The term “professional” is used here advisedly; this is not about the so-called “qualified advisers” contemplated by the government as a second tier of information and guidance for super fund members. A “qualified adviser” should really be no more than a human version of the online calculators that super funds already offer.
These individuals (they’re not advisers) should not stray into the realm of the professionals, whose bread and butter is addressing the issues and creating solutions for clients when they retire, including income strategies, advising on annuities and other retirement income products, taking into account a member’s partner’s or family situation, advising on non-superannuation assets including property, estate planning, and aged care; and figuring out how all of this intersects with Centrelink and the age pension.
Not all retiring fund members will need such comprehensive advice, but super funds will struggle to serve the advice needs of those that do.
A publication released by Optimum Pensions last week, ‘Retirement Income For Life – Solving the Longevity Equation’, sets out in more than 150 pages all of the technicalities, intricacies and nuances of how advisers help individuals prepare for retirement.
“Retiring with confidence takes planning,” the guide said.
“The increased focus on retirement incomes by the Australian Government and the development of new products by insurers and super funds has led to changes in the breadth of knowledge required by financial planners.”
The publication notes that no single institution – including a superannuation fund – has access to all the information needed to properly plan someone’s retirement.
“Super funds know about their members’ accounts, but not their partner’s finances or indeed the family financial situation, including property, assets, and objectives in retirement,” it said.
The guide said financial advisers are ideally placed to “understand their clients’ holistic needs and aspirations, bringing all their information together from different institutions and service providers to help them plan their clients’ ‘best’ retirement”.
In other words, it’s difficult to see how any super fund can really give a member serious retirement advice – as opposed to guidance or information – without involving a professionally qualified financial adviser, not only for legal reasons but also for practical reasons. Retirement is complicated, multi-faceted and multi-dimensional and requires help from a skilled and experienced professional to navigate successfully.
The bigger issue is how super funds can tap into the resources they need to do it at the scale of tens of thousands of members retiring every year.
That’s why, from a legislative and regulatory perspective, getting at least two things right is absolutely critical. One is to open up pathways for people to join the advice professional, simply so there are more professional advisers available to meet advice demand as it continues to grow.
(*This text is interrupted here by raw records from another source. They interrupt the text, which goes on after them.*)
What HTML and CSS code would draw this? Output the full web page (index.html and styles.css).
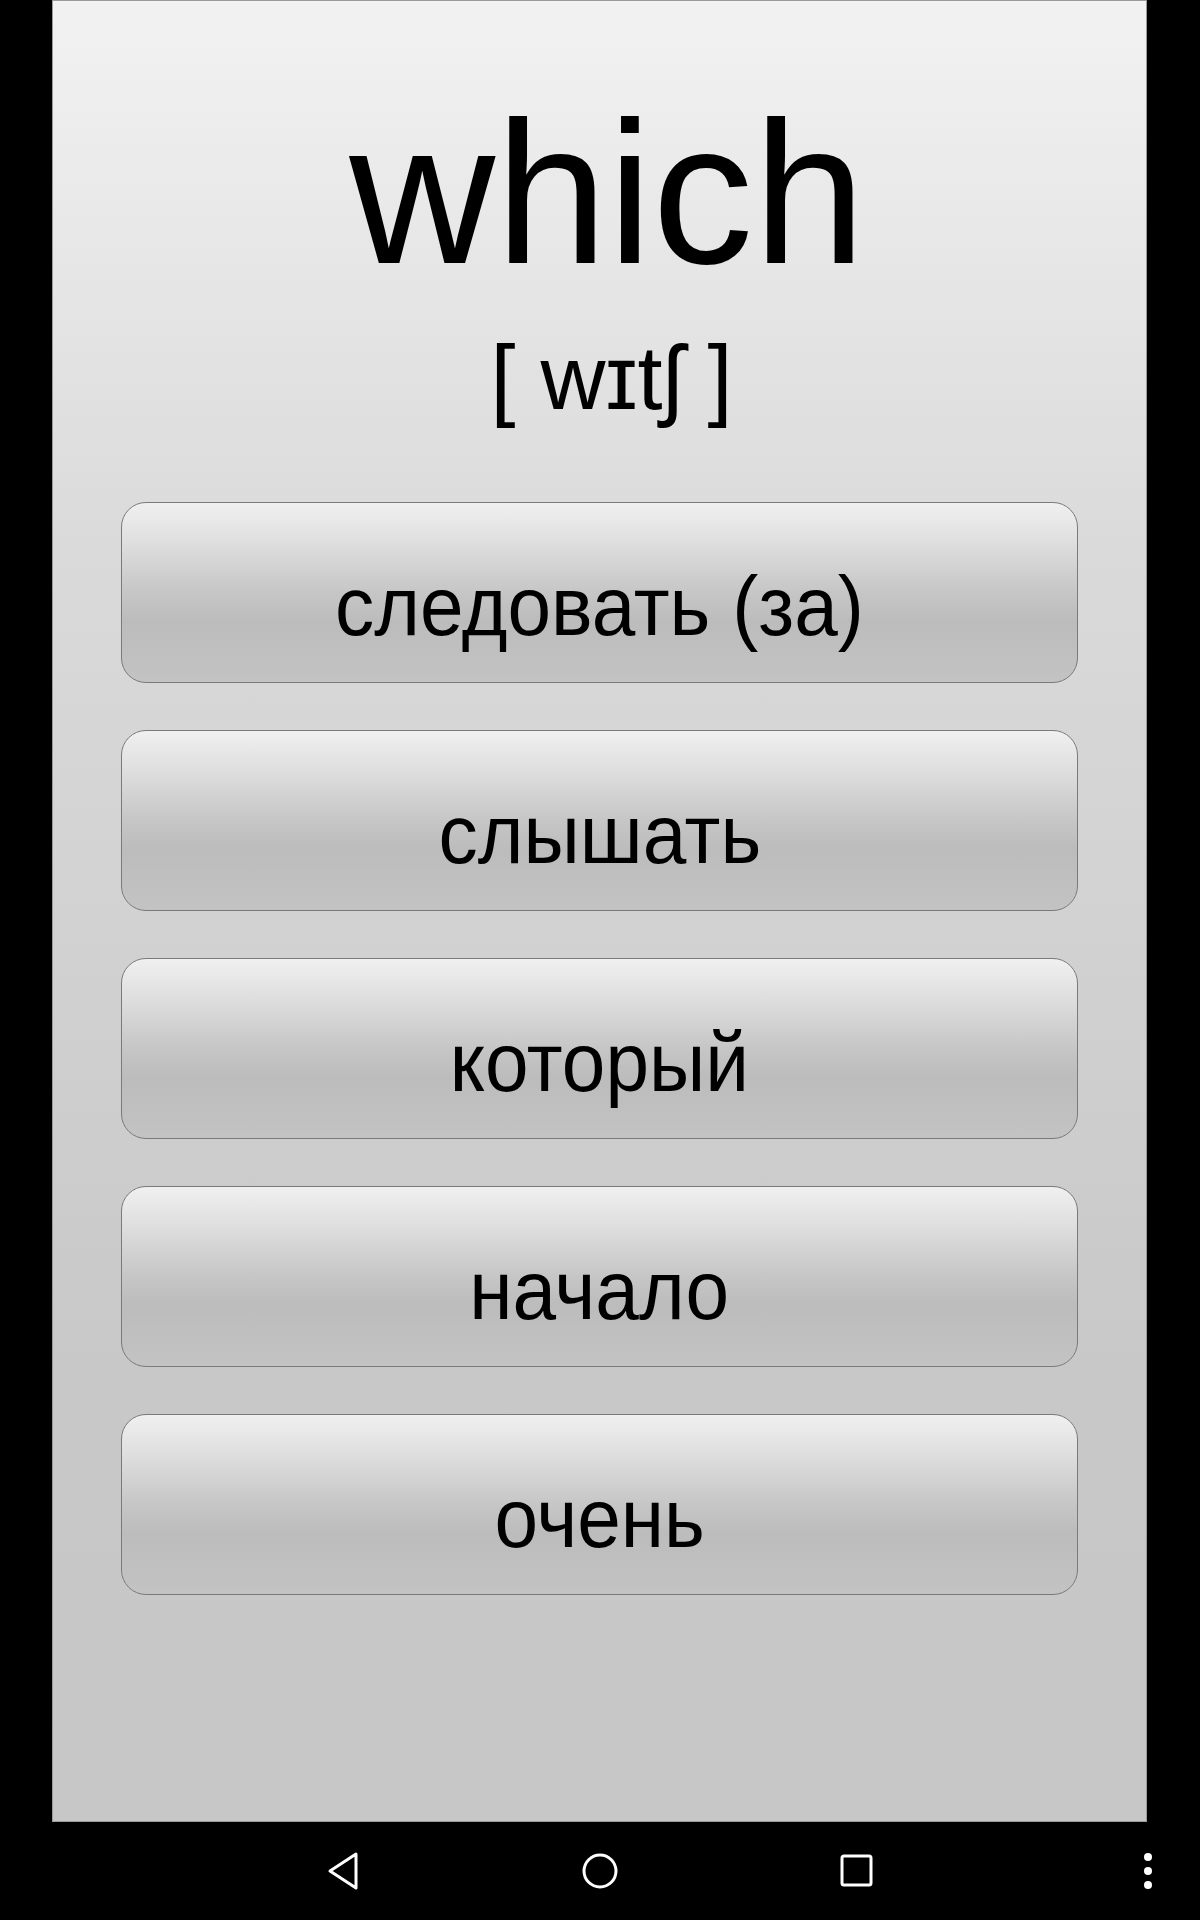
FILE: index.html
```html
<!DOCTYPE html>
<html lang="en">
<head>
    <meta charset="UTF-8">
    <meta name="viewport" content="width=device-width, initial-scale=1.0">
    <title>which</title>
    <link rel="stylesheet" href="styles.css">
</head>
<body>

<div class="screen">
    <div class="card">
        <div class="word">which</div>
        <div class="transcription">[ wɪtʃ ]</div>

        <div class="answers">
            <button class="answer"><span>следовать (за)</span></button>
            <button class="answer"><span>слышать</span></button>
            <button class="answer"><span>который</span></button>
            <button class="answer"><span>начало</span></button>
            <button class="answer"><span>очень</span></button>
        </div>
    </div>

    <div class="navbar">
        <div class="nav-keys">
            <!-- back -->
            <span class="nav-key">
                <svg width="40" height="40" viewBox="0 0 40 40">
                    <path d="M33 3 L33 37 L7 20 Z" fill="none" stroke="#fff" stroke-width="3" stroke-linejoin="round"/>
                </svg>
            </span>
            <!-- home -->
            <span class="nav-key">
                <svg width="40" height="40" viewBox="0 0 40 40">
                    <circle cx="20" cy="20" r="16" fill="none" stroke="#fff" stroke-width="3"/>
                </svg>
            </span>
            <!-- recents -->
            <span class="nav-key">
                <svg width="40" height="40" viewBox="0 0 40 40">
                    <rect x="5" y="5" width="29" height="29" rx="2" fill="none" stroke="#fff" stroke-width="3"/>
                </svg>
            </span>
        </div>
        <span class="nav-menu">
            <svg width="10" height="40" viewBox="0 0 10 40">
                <circle cx="5" cy="6" r="4" fill="#fff"/>
                <circle cx="5" cy="20" r="4" fill="#fff"/>
                <circle cx="5" cy="34" r="4" fill="#fff"/>
            </svg>
        </span>
    </div>
</div>

</body>
</html>
```

FILE: styles.css
```css
body {
    margin: 0;
    padding: 0;
    background-color: #000;
    font-family: "Liberation Sans", Arial, sans-serif;
    color: #000;
}

.screen {
    display: flex;
    flex-direction: column;
    height: 1920px;
}

/* main card with the word and the answer buttons */
.card {
    height: 1822px;
    margin: 0 53px 0 52px;
    box-sizing: border-box;
    border: 1px solid #9a9a9a;
    background: linear-gradient(to bottom, #f2f2f2 0%, #dadada 30%, #c8c8c8 75%, #c7c7c7 100%);
    padding-top: 91px;
    display: flex;
    flex-direction: column;
    align-items: center;
}

.word {
    font-size: 202px;
    line-height: 1;
    padding-left: 16px;
}

.transcription {
    font-size: 90px;
    line-height: 1;
    margin-top: 39px;
    padding-left: 24px;
}

.answers {
    align-self: stretch;
    display: flex;
    flex-direction: column;
    gap: 47px;
    margin: 79px 68px 0;
}

.answer {
    height: 181px;
    box-sizing: border-box;
    border: 1px solid #7a7a7a;
    border-radius: 25px;
    background: linear-gradient(to bottom, #f0f0f0 0%, #dcdcdc 25%, #c6c6c6 50%, #bcbcbc 66%, #c3c3c3 100%);
    padding: 27px 0 0;
    display: flex;
    align-items: center;
    justify-content: center;
    font-family: "Liberation Sans", Arial, sans-serif;
    font-size: 84px;
    line-height: 1;
    color: #000;
}

/* the label face is a little narrower than Liberation Sans */
.answer span {
    display: inline-block;
    transform: scaleX(0.933);
}

/* system navigation bar */
.navbar {
    flex: 1;
    position: relative;
    display: flex;
    align-items: center;
    justify-content: center;
}

.nav-keys {
    display: flex;
    gap: 177px;
}

.nav-key {
    width: 80px;
    display: flex;
    justify-content: center;
}

.nav-menu {
    position: absolute;
    right: 47px;
    top: 29px;
}
```
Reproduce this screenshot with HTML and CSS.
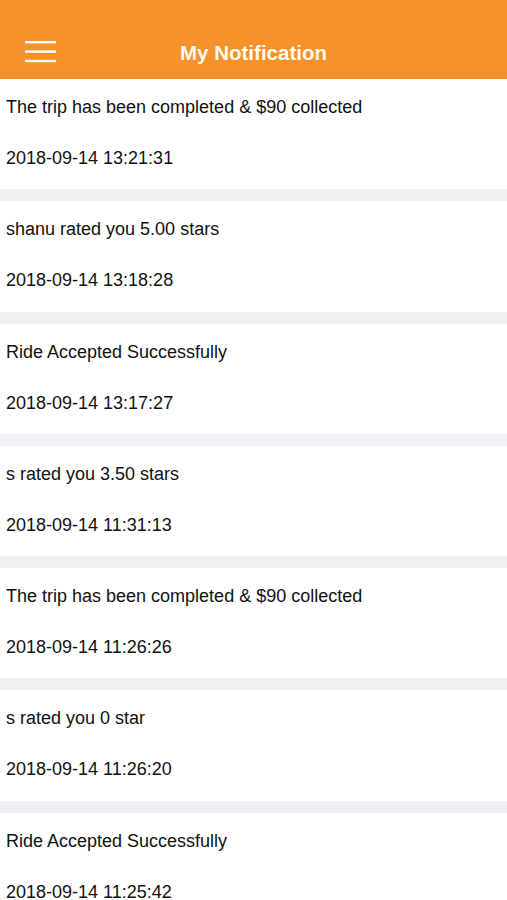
FILE: index.html
```html
<!DOCTYPE html>
<html>
<head>
<meta charset="utf-8">
<link rel="stylesheet" href="styles.css">
</head>
<body>
<header class="bar">
  <svg class="menu" width="31" height="22" viewBox="0 0 31 22">
    <rect x="0" y="0" width="31" height="2.4" fill="#fff"/>
    <rect x="0" y="9.4" width="31" height="2.4" fill="#fff"/>
    <rect x="0" y="18.8" width="31" height="2.4" fill="#fff"/>
  </svg>
  <h1 class="title">My Notification</h1>
</header>
<main class="list">
  <div class="card"><div class="msg">The trip has been completed &amp; $90 collected</div><div class="date">2018-09-14 13:21:31</div></div>
  <div class="card"><div class="msg">shanu rated you 5.00 stars</div><div class="date">2018-09-14 13:18:28</div></div>
  <div class="card"><div class="msg">Ride Accepted Successfully</div><div class="date">2018-09-14 13:17:27</div></div>
  <div class="card"><div class="msg">s rated you 3.50 stars</div><div class="date">2018-09-14 11:31:13</div></div>
  <div class="card"><div class="msg">The trip has been completed &amp; $90 collected</div><div class="date">2018-09-14 11:26:26</div></div>
  <div class="card"><div class="msg">s rated you 0 star</div><div class="date">2018-09-14 11:26:20</div></div>
  <div class="card"><div class="msg">Ride Accepted Successfully</div><div class="date">2018-09-14 11:25:42</div></div>
</main>
</body>
</html>
```
FILE: styles.css
```css
* { box-sizing: border-box; }
html, body { margin: 0; padding: 0; }
body {
  width: 507px;
  height: 900px;
  overflow: hidden;
  background: #efeff4;
  font-family: "Liberation Sans", Arial, sans-serif;
  color: #111111;
}
.bar {
  position: relative;
  height: 79px;
  background: #f7922a;
  display: flex;
  align-items: flex-end;
  justify-content: center;
  padding-bottom: 14px;
}
.menu {
  position: absolute;
  left: 25px;
  top: 41px;
}
.title {
  margin: 0;
  font-size: 20.5px;
  font-weight: bold;
  color: #fffaf0;
  line-height: 24px;
}
.list {
  display: flex;
  flex-direction: column;
  gap: 12px;
}
.card {
  background: #fff;
  padding: 18px 6px 21.3px;
}
.msg, .date {
  font-size: 18px;
  line-height: 20px;
}
.date { margin-top: 31px; }
```
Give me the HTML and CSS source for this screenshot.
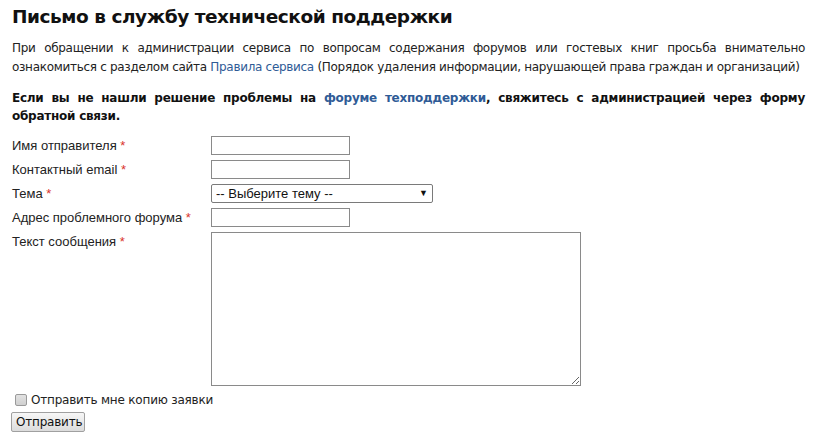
FILE: index.html
```html
<!DOCTYPE html>
<html lang="ru">
<head>
<meta charset="utf-8">
<title>Письмо в службу технической поддержки</title>
<link rel="stylesheet" href="styles.css">
</head>
<body>
<div class="page">
  <h1 class="title">Письмо в службу технической поддержки</h1>
  <p class="intro"><span class="intro-first">При обращении к администрации сервиса по вопросам содержания форумов или гостевых книг просьба внимательно</span> ознакомиться с разделом сайта <a class="link" href="#">Правила сервиса</a> (Порядок удаления информации, нарушающей права граждан и организаций)</p>
  <p class="notice">Если вы не нашли решение проблемы на <a class="link" href="#">форуме техподдержки</a>, свяжитесь с администрацией через форму обратной связи.</p>
  <form class="form">
    <div class="row">
      <label class="label">Имя отправителя <span class="req">*</span></label>
      <input class="field" type="text">
    </div>
    <div class="row">
      <label class="label">Контактный email <span class="req">*</span></label>
      <input class="field" type="text">
    </div>
    <div class="row">
      <label class="label">Тема <span class="req">*</span></label>
      <div class="select-wrap">
        <select class="select"><option>-- Выберите тему --</option></select>
        <span class="arrow">▼</span>
      </div>
    </div>
    <div class="row">
      <label class="label">Адрес проблемного форума <span class="req">*</span></label>
      <input class="field" type="text">
    </div>
    <div class="row">
      <label class="label">Текст сообщения <span class="req">*</span></label>
      <textarea class="textarea"></textarea>
    </div>
    <label class="copy"><input class="check" type="checkbox">Отправить мне копию заявки</label>
    <button class="submit" type="button">Отправить</button>
  </form>
</div>
</body>
</html>
```
FILE: styles.css
```css
html, body {
  margin: 0;
  padding: 0;
  background: #fff;
}
.page {
  padding: 5px 18px 0 12px;
  font-family: "DejaVu Sans", Verdana, sans-serif;
  color: #222;
}
.title {
  margin: 0 0 10px 0;
  font-size: 18.5px;
  line-height: 24px;
  font-weight: bold;
  letter-spacing: -0.45px;
  color: #111;
}
.intro {
  margin: 0 0 12px 0;
  font-size: 12px;
  line-height: 19px;
  letter-spacing: -0.3px;
  text-align: justify;
}
.intro-first {
  display: block;
  text-align: justify;
  text-align-last: justify;
}
.notice {
  margin: 0 0 11px 0;
  font-size: 12px;
  line-height: 18px;
  font-weight: bold;
  letter-spacing: -0.25px;
  text-align: justify;
  color: #111;
}
.link {
  color: #2f5b96;
  text-decoration: none;
}
.form {
  display: flex;
  flex-direction: column;
  font-family: "Liberation Sans", Arial, sans-serif;
  font-size: 13px;
  color: #222;
}
.row {
  display: grid;
  grid-template-columns: 199px auto;
  align-items: start;
  margin-bottom: 5px;
}
.label {
  padding-top: 1px;
  line-height: 17px;
}
.req {
  color: #d9342b;
}
.field {
  box-sizing: border-box;
  width: 139px;
  height: 19px;
  margin: 0;
  border: 1px solid #8a8a8a;
  padding: 1px 3px;
  font: 13px "Liberation Sans", Arial, sans-serif;
  justify-self: start;
}
.select-wrap {
  position: relative;
  width: 222px;
  height: 19px;
}
.select {
  appearance: none;
  -webkit-appearance: none;
  box-sizing: border-box;
  width: 222px;
  height: 19px;
  margin: 0;
  padding: 0 4px;
  border: 1px solid #7a7a7a;
  border-radius: 2px;
  background: #fff;
  font: 13px "Liberation Sans", Arial, sans-serif;
  color: #111;
}
.arrow {
  position: absolute;
  right: 5px;
  top: 3px;
  font-size: 9px;
  line-height: 12px;
  color: #111;
  pointer-events: none;
}
.textarea {
  box-sizing: border-box;
  width: 370px;
  height: 154px;
  margin: 0;
  border: 1px solid #8a8a8a;
  padding: 2px;
  font: 13px "Liberation Sans", Arial, sans-serif;
  justify-self: start;
}
.copy {
  display: flex;
  align-items: center;
  margin-top: 0;
  font-family: "DejaVu Sans", Verdana, sans-serif;
  font-size: 12px;
  letter-spacing: -0.2px;
  line-height: 18px;
  color: #222;
}
.check {
  appearance: none;
  -webkit-appearance: none;
  box-sizing: border-box;
  margin: 0 4px 0 3px;
  width: 12px;
  height: 12px;
  border: 1px solid #9a9a9a;
  border-radius: 2px;
  background: linear-gradient(#e2e2e2, #d0d0d0);
}
.submit {
  align-self: flex-start;
  box-sizing: border-box;
  width: 74px;
  height: 20px;
  margin: 3px 0 0 -1px;
  padding: 0 4px;
  border: 1px solid #a0a0a0;
  border-radius: 2px;
  background: linear-gradient(#f7f7f7, #dcdcdc);
  font-family: "DejaVu Sans", Verdana, sans-serif;
  font-size: 12px;
  letter-spacing: -0.2px;
  color: #111;
}
```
It’s not feasible to get enough new advisers into the profession to meet 100 per cent of demand but that shouldn’t delay measures such as streamlining the Professional Year and making it easier to bridge an existing tertiary qualification into an acceptable qualification to be an adviser.
But it also means making it clearer and simpler for members to pay for professional financial advice from their super fund accounts, should they want to (and as long as the advice they receive relates wholly or in part to their interest in their super fund).
If, as seems probable, funds themselves can’t assemble the ranks of advisers needed to meet demand, then it should made be as easy and as cost-effective as possible for members to retain an adviser of their choosing and pay for advice they receive on super from their account.